▶ _Problem details_: Extract the full listing verbatim and drop any pictures from your copy.

▶ _Given material_:
++++++++
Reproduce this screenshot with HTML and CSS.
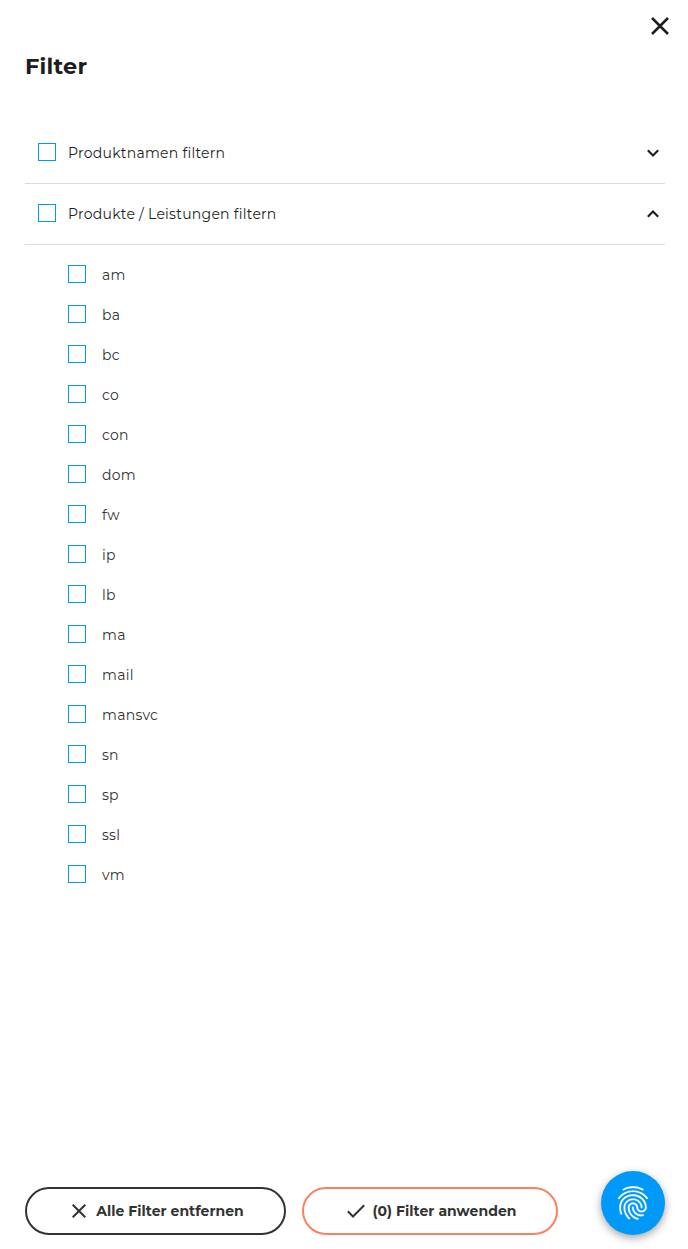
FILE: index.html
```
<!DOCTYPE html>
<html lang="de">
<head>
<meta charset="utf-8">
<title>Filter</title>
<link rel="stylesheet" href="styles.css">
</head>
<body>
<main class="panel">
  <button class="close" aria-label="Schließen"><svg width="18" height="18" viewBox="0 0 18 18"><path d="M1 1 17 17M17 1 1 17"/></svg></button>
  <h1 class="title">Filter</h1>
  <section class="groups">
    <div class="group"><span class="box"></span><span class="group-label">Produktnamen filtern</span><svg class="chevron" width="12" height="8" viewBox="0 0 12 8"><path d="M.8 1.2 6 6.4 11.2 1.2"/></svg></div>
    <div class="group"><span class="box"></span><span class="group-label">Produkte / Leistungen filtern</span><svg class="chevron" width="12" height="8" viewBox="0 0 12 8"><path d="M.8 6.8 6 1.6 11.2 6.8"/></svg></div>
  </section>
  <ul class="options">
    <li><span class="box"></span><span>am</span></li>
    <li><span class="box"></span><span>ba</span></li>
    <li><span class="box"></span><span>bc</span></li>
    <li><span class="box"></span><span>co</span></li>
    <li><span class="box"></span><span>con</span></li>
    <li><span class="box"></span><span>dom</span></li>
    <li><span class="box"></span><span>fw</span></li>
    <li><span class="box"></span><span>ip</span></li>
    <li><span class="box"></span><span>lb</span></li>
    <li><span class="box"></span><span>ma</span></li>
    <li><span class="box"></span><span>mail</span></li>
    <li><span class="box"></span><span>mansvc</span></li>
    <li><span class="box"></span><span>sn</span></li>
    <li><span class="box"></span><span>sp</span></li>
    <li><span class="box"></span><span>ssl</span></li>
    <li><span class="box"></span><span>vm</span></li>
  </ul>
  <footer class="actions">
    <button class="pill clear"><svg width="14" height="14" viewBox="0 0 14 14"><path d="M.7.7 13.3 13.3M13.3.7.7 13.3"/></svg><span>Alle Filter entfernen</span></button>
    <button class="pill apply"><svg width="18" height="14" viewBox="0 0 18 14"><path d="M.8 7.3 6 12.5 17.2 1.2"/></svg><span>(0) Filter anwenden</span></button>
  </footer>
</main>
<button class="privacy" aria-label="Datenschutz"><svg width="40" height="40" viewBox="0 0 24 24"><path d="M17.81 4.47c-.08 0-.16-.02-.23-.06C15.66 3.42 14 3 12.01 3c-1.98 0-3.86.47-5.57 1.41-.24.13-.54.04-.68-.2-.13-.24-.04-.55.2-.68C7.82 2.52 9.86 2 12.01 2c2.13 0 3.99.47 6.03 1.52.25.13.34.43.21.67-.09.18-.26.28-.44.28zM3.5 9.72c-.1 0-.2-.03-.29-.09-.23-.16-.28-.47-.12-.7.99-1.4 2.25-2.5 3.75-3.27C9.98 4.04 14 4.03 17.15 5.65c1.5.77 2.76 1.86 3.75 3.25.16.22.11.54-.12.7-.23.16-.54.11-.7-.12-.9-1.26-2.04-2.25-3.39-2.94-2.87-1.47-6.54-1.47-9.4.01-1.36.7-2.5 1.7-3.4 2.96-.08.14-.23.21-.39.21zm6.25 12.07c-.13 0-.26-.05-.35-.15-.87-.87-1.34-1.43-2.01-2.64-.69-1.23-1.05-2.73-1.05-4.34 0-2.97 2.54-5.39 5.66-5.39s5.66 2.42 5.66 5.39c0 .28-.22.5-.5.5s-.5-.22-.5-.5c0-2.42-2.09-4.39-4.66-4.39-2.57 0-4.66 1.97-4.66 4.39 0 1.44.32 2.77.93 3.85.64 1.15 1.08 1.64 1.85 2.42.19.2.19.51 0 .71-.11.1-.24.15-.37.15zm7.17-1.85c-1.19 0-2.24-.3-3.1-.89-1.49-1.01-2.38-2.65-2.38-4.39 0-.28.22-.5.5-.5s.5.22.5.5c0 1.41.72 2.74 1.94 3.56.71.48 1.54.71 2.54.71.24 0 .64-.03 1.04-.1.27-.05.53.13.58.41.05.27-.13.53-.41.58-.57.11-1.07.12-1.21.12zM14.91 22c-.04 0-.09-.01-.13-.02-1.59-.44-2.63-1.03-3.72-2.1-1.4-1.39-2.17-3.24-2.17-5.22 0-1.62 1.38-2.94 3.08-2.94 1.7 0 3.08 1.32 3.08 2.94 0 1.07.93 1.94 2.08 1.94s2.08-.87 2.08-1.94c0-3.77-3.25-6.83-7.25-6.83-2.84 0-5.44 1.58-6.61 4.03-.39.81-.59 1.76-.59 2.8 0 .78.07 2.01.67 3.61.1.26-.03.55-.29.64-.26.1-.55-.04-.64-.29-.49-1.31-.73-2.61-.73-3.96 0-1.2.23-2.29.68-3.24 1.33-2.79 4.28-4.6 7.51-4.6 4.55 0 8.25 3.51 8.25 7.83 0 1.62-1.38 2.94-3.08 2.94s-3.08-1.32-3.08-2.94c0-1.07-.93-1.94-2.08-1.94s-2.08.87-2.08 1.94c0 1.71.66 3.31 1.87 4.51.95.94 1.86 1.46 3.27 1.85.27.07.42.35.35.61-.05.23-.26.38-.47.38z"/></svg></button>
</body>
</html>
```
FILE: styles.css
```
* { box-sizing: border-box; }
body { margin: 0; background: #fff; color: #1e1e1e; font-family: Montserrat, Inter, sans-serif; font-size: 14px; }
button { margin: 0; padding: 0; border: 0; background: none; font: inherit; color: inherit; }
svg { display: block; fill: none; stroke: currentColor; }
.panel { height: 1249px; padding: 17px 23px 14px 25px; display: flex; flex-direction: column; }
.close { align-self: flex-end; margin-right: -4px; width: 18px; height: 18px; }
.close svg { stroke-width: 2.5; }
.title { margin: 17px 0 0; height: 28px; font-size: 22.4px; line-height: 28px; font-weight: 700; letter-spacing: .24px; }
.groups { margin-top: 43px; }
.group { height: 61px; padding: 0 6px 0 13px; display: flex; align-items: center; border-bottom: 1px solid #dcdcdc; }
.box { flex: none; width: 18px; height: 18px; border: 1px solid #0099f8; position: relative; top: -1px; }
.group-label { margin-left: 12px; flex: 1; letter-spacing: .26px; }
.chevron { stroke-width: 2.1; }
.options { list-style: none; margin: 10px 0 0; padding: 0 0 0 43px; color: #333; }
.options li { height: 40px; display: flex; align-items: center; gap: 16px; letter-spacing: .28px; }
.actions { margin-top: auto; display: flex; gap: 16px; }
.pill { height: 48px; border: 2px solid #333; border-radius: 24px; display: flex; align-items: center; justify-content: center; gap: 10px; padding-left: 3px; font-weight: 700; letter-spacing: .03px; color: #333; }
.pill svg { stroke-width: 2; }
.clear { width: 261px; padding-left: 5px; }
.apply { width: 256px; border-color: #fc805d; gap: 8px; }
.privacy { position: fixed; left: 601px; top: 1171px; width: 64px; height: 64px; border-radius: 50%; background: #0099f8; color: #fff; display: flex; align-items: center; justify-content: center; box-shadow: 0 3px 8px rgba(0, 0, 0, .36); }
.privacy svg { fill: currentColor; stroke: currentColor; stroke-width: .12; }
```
++++++++
▶ _Reply to the exercise_:
Reproduce this screenshot with HTML and CSS.
FILE: index.html
```
<!DOCTYPE html>
<html lang="de">
<head>
<meta charset="utf-8">
<title>Filter</title>
<link rel="stylesheet" href="styles.css">
</head>
<body>
<main class="panel">
  <button class="close" aria-label="Schließen"><svg width="18" height="18" viewBox="0 0 18 18"><path d="M1 1 17 17M17 1 1 17"/></svg></button>
  <h1 class="title">Filter</h1>
  <section class="groups">
    <div class="group"><span class="box"></span><span class="group-label">Produktnamen filtern</span><svg class="chevron" width="12" height="8" viewBox="0 0 12 8"><path d="M.8 1.2 6 6.4 11.2 1.2"/></svg></div>
    <div class="group"><span class="box"></span><span class="group-label">Produkte / Leistungen filtern</span><svg class="chevron" width="12" height="8" viewBox="0 0 12 8"><path d="M.8 6.8 6 1.6 11.2 6.8"/></svg></div>
  </section>
  <ul class="options">
    <li><span class="box"></span><span>am</span></li>
    <li><span class="box"></span><span>ba</span></li>
    <li><span class="box"></span><span>bc</span></li>
    <li><span class="box"></span><span>co</span></li>
    <li><span class="box"></span><span>con</span></li>
    <li><span class="box"></span><span>dom</span></li>
    <li><span class="box"></span><span>fw</span></li>
    <li><span class="box"></span><span>ip</span></li>
    <li><span class="box"></span><span>lb</span></li>
    <li><span class="box"></span><span>ma</span></li>
    <li><span class="box"></span><span>mail</span></li>
    <li><span class="box"></span><span>mansvc</span></li>
    <li><span class="box"></span><span>sn</span></li>
    <li><span class="box"></span><span>sp</span></li>
    <li><span class="box"></span><span>ssl</span></li>
    <li><span class="box"></span><span>vm</span></li>
  </ul>
  <footer class="actions">
    <button class="pill clear"><svg width="14" height="14" viewBox="0 0 14 14"><path d="M.7.7 13.3 13.3M13.3.7.7 13.3"/></svg><span>Alle Filter entfernen</span></button>
    <button class="pill apply"><svg width="18" height="14" viewBox="0 0 18 14"><path d="M.8 7.3 6 12.5 17.2 1.2"/></svg><span>(0) Filter anwenden</span></button>
  </footer>
</main>
<button class="privacy" aria-label="Datenschutz"><svg width="40" height="40" viewBox="0 0 24 24"><path d="M17.81 4.47c-.08 0-.16-.02-.23-.06C15.66 3.42 14 3 12.01 3c-1.98 0-3.86.47-5.57 1.41-.24.13-.54.04-.68-.2-.13-.24-.04-.55.2-.68C7.82 2.52 9.86 2 12.01 2c2.13 0 3.99.47 6.03 1.52.25.13.34.43.21.67-.09.18-.26.28-.44.28zM3.5 9.72c-.1 0-.2-.03-.29-.09-.23-.16-.28-.47-.12-.7.99-1.4 2.25-2.5 3.75-3.27C9.98 4.04 14 4.03 17.15 5.65c1.5.77 2.76 1.86 3.75 3.25.16.22.11.54-.12.7-.23.16-.54.11-.7-.12-.9-1.26-2.04-2.25-3.39-2.94-2.87-1.47-6.54-1.47-9.4.01-1.36.7-2.5 1.7-3.4 2.96-.08.14-.23.21-.39.21zm6.25 12.07c-.13 0-.26-.05-.35-.15-.87-.87-1.34-1.43-2.01-2.64-.69-1.23-1.05-2.73-1.05-4.34 0-2.97 2.54-5.39 5.66-5.39s5.66 2.42 5.66 5.39c0 .28-.22.5-.5.5s-.5-.22-.5-.5c0-2.42-2.09-4.39-4.66-4.39-2.57 0-4.66 1.97-4.66 4.39 0 1.44.32 2.77.93 3.85.64 1.15 1.08 1.64 1.85 2.42.19.2.19.51 0 .71-.11.1-.24.15-.37.15zm7.17-1.85c-1.19 0-2.24-.3-3.1-.89-1.49-1.01-2.38-2.65-2.38-4.39 0-.28.22-.5.5-.5s.5.22.5.5c0 1.41.72 2.74 1.94 3.56.71.48 1.54.71 2.54.71.24 0 .64-.03 1.04-.1.27-.05.53.13.58.41.05.27-.13.53-.41.58-.57.11-1.07.12-1.21.12zM14.91 22c-.04 0-.09-.01-.13-.02-1.59-.44-2.63-1.03-3.72-2.1-1.4-1.39-2.17-3.24-2.17-5.22 0-1.62 1.38-2.94 3.08-2.94 1.7 0 3.08 1.32 3.08 2.94 0 1.07.93 1.94 2.08 1.94s2.08-.87 2.08-1.94c0-3.77-3.25-6.83-7.25-6.83-2.84 0-5.44 1.58-6.61 4.03-.39.81-.59 1.76-.59 2.8 0 .78.07 2.01.67 3.61.1.26-.03.55-.29.64-.26.1-.55-.04-.64-.29-.49-1.31-.73-2.61-.73-3.96 0-1.2.23-2.29.68-3.24 1.33-2.79 4.28-4.6 7.51-4.6 4.55 0 8.25 3.51 8.25 7.83 0 1.62-1.38 2.94-3.08 2.94s-3.08-1.32-3.08-2.94c0-1.07-.93-1.94-2.08-1.94s-2.08.87-2.08 1.94c0 1.71.66 3.31 1.87 4.51.95.94 1.86 1.46 3.27 1.85.27.07.42.35.35.61-.05.23-.26.38-.47.38z"/></svg></button>
</body>
</html>
```
FILE: styles.css
```
* { box-sizing: border-box; }
body { margin: 0; background: #fff; color: #1e1e1e; font-family: Montserrat, Inter, sans-serif; font-size: 14px; }
button { margin: 0; padding: 0; border: 0; background: none; font: inherit; color: inherit; }
svg { display: block; fill: none; stroke: currentColor; }
.panel { height: 1249px; padding: 17px 23px 14px 25px; display: flex; flex-direction: column; }
.close { align-self: flex-end; margin-right: -4px; width: 18px; height: 18px; }
.close svg { stroke-width: 2.5; }
.title { margin: 17px 0 0; height: 28px; font-size: 22.4px; line-height: 28px; font-weight: 700; letter-spacing: .24px; }
.groups { margin-top: 43px; }
.group { height: 61px; padding: 0 6px 0 13px; display: flex; align-items: center; border-bottom: 1px solid #dcdcdc; }
.box { flex: none; width: 18px; height: 18px; border: 1px solid #0099f8; position: relative; top: -1px; }
.group-label { margin-left: 12px; flex: 1; letter-spacing: .26px; }
.chevron { stroke-width: 2.1; }
.options { list-style: none; margin: 10px 0 0; padding: 0 0 0 43px; color: #333; }
.options li { height: 40px; display: flex; align-items: center; gap: 16px; letter-spacing: .28px; }
.actions { margin-top: auto; display: flex; gap: 16px; }
.pill { height: 48px; border: 2px solid #333; border-radius: 24px; display: flex; align-items: center; justify-content: center; gap: 10px; padding-left: 3px; font-weight: 700; letter-spacing: .03px; color: #333; }
.pill svg { stroke-width: 2; }
.clear { width: 261px; padding-left: 5px; }
.apply { width: 256px; border-color: #fc805d; gap: 8px; }
.privacy { position: fixed; left: 601px; top: 1171px; width: 64px; height: 64px; border-radius: 50%; background: #0099f8; color: #fff; display: flex; align-items: center; justify-content: center; box-shadow: 0 3px 8px rgba(0, 0, 0, .36); }
.privacy svg { fill: currentColor; stroke: currentColor; stroke-width: .12; }
```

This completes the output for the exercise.